Most third-party backup software packages have the ability to send a summary of the result of the backup job to the administrator. This is a critical function because failures or inconsistent results need to be immediately brought to the attention of the administrator who is responsible for backups.

The results of these nightly backups should be reviewed each day to ensure not only the success of the backup process, but also to sanity check the results. For example, if your backup normally ran for 6 hours and filled up 80GB of space, you should be suspicious of a 16-hour job of the same size or a 1-hour job that only backed up 12GB of data. Because either of those results could show up as a successful run of the backup job, it is critical for an administrator to review the results.

In the case of NTBackup, the built-in backup utility included in Windows, the ability to get the results of the backup job is fairly limited. Luckily, this information is posted into the event log of the server and can be easily checked each morning.

The status of the backup will appear as an event 8019.

Validating Your Backups

The benefit of backing up data to a remote location or media is the ability to recover the data at a later time.
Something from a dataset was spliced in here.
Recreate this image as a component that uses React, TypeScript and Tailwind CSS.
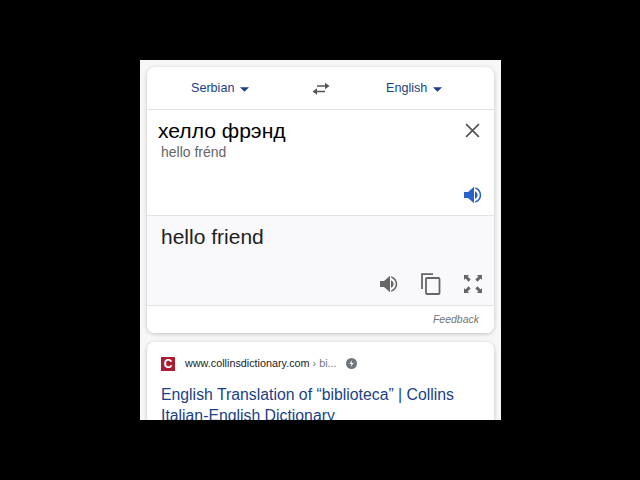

As such, it is very important to regularly validate that your backups are valid and can be successfully restored. It is recommended that you adopt a practice of randomly pulling backups and picking random directories and files and performing a restore to a nonproduction location. After the restore, verify that you can access the data successfully. This process helps ensure that your data can be restored in the event of an emergency.

Roles and Responsibilities

With any process that is likely to include more than one person, it is useful to clearly define the roles and responsibilities of those people. This ensures that the people involved know what is expected of them and they know who to go to in various situations.

Separation of Duties

A typical Exchange environment involves members from potentially many groups. For example, one group might be responsible for Exchange services and configuration, whereas another group might be tasked with management of Windows and security patches. Often, yet another group is responsible for performing backups of the systems. It is very important for each of these groups to be aware of what other groups are doing. For example, if the Windows group needed to install Windows patches on the Exchange servers, the backup group would also need to be aware of this because they might need to change the scheduling of the backup job. This type of interdependency must be taken into account when configuring the backup schedule.

Escalation and Notification

If a backup job fails, it is critical for the support staff to know what they are supposed to do and who they should contact. It is recommended to build a matrix of common issues and create an escalation path for various events. It is also quite useful to have those events automatically notify the responsible party. For example, the server monitoring group might be told that in the event of a backup failure, they should do the following:

Contact the backup group to alert them of the failed job.
Contact the Exchange group to alert them of the failed job.
If neither group contacts you within 30 minutes, contact the IT manager.
If the IT manager doesn’t contact you within 60 minutes, contact the IT director.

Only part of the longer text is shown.